Line Intensity Mapping (LIM) has garnered attention as a powerful cosmological probe, with next-generation instruments such as SPHEREx preparing to map the evolution of large-scale structure during the Epoch of Reionization (EoR). Lyman-alpha emission in the EoR is strongly shaped by resonant absorption from neutral hydrogen in the diffuse intergalactic medium (IGM), which transforms galactic sources into a low surface-brightness background. In this work, we leverage the state-of-the-art THESAN cosmological simulations to produce high-resolution theoretical predictions for future Lyman-alpha LIM studies, constructing continuous light cones for line-of-sight cosmological integrations. We assess the contributions of recombination, collisional excitation, and unresolved HII regions to the total Lyman-alpha spectral intensity. In addition, we explore the IGM in absorption at different redshifts using damping wing analysis. We produce channel maps exploring spatial fluctuations across redshift bands probe-able by LIM instruments. We find that the slope of the absorption-included Lyman-alpha fluctuation power spectrum at smaller scales (k > 10^(-2) 1/arcsec) steepens toward lower redshift, and that our emission-only Lyman-alpha power spectrum lies above the SPHEREx sensitivity, whereas the absorption-included signal is ~4 orders of magnitude lower--providing a conservative lower limit on inhomogeneity signatures and highlighting the importance of including resonant scattering in our model in the future. We also find that including outflows in a simple toy model boosts power by four orders of magnitude. We identify limitations in our analysis and propose next steps, including incorporating the effects of resonant Lyman-alpha scattering and line interlopers, as well as larger simulation volumes.

Figures (23)

• Figure 1: A schematic illustrating the process of stitching renders together to form a continuous light slab. Step 1: The leftmost box shows the first render as a 3D cube, and the shaded pink area corresponds to the data included in our stitched product, sliced along the third (LoS) dimension according to the allocated comoving distance range $\Delta L_0$. Step 2: For the second render, we continue from the point we had stopped at in the first render to ensure continuity along the LoS axis. Step 3: If $\Delta L_1$ exceeds the remaining length in the third dimension, we wrap around the box in the second render to cover the appropriate redshift/comoving distance range. This process is repeated for all subsequent cartesian renders until the desired redshift range is fully covered.
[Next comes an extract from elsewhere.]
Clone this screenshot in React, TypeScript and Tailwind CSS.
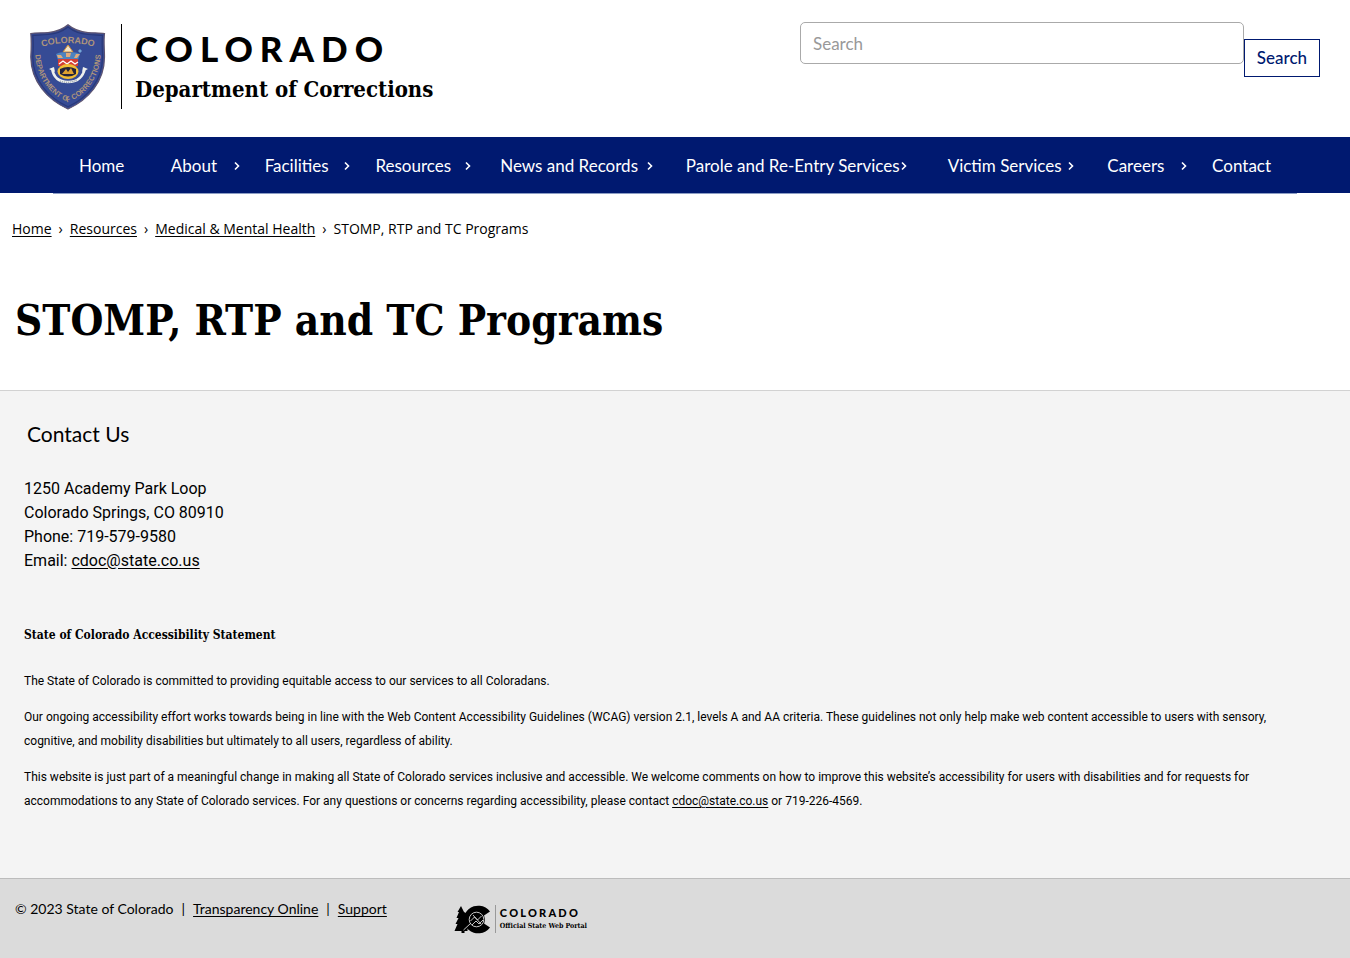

• Figure 2: Ly$\alpha$ damping wing profiles, both along a random sightline (top panel) and when taking the median and $1\sigma$ deviation (bottom panel) of our entire $1024\times1024$ grid for different source redshifts: $z_{\rm{source}} \in \{6, 7, 10, 13\}$ in black, purple, dark blue, and light blue respectively. In the bottom panel, the $1\sigma$ deviation is plotted as a shaded region in the respective color. The strength of the absorption increases with redshift due to an increase in neutral hydrogen in the IGM. By $z_{\rm{source}}=6$, transmission peaks appear blueward of the line center and the characteristically broad red wing absorption is replaced with a sharp cutoff sensitive to the local environment around the source. Correspondingly, the increased scatter is a result of a more patchy reionization morphology during the later stages of reionization.
• Figure 3: Violin plots of the transmission $\langle e^{-\tau} \rangle$ at different redshifts for a random sample of sightlines in the thesan light-cone, assuming background quasar sources with redshifts varying between $5.529 < z < 6.542$. Each side shows two distributions, a smaller sample size of $300$ sightlines in dark blue/orange and a larger sample size of $3000$ sightlines in light blue/orange, representing current and future datasets. The left and right sides of each violin illustrate the systematic differences in employing Voigt ($\varphi$) and Dirac delta ($\delta$) absorption profiles, corresponding to $\langle e^{-\tau_\nu}\rangle$ and $\langle e^{-\tau_\delta} \rangle$, respectively. The $\delta$ model consistently results in much higher transmission, likely due to the damping-wing behavior being more accurately modeled by the Voigt Profile.
• Figure 4: The top panels show the resulting Ly$\alpha$ emission-only spectral intensity for each emission mechanism for three representative pixels in our $1024\times1024$ grid. The contributions from recombination, collisional excitation, and emission from unresolved HII regions are plotted in red, blue, and yellow, respectively, as well as the total spectral intensity in black. The middle panels show the resulting Ly$\alpha$ spectral intensity for the same three sightlines when including both emission and absorption sources. The bottom panel show the same Ly$\alpha$ spectral intensity as the middle panel, but downsampled by a factor of 100 (this sampling rate corresponds to $R\approx 52$, which is most similar to SPHEREx's $R\approx35-40$ for the relevant spectral bandpasses).
• Figure 5: The top panel shows the resulting mean of our total spectral intensity $\langle I_\nu \rangle$ for different spectral resolutions of our grid. Our nominal sampling rate $n=5000$ results in a spectral resolution $R\approx 5200$, plotted in red. Downsamplings of $10\times$ and $100\times$ are shown in violet and pale green respectively. In the bottom panel, we plot the resulting statistics of different spatial resolutions of our grid at a constant spectral resolution $R\approx 52$; the mean is plotted in violet, along with the median for different spatial downsamplings of our $1024\times1024$ grid for comparison. These downsamplings correspond to pixel scales at $z=5.5$ of $2.1"$ (the full-resolution $1024\times1024$ grid), $8.4"$, and $2.2'$, shown as red, light blue, and dark blue lines respectively. We can see that the mean is biased high but is most representative of signals extracted from Ly$\alpha$ LIM methods.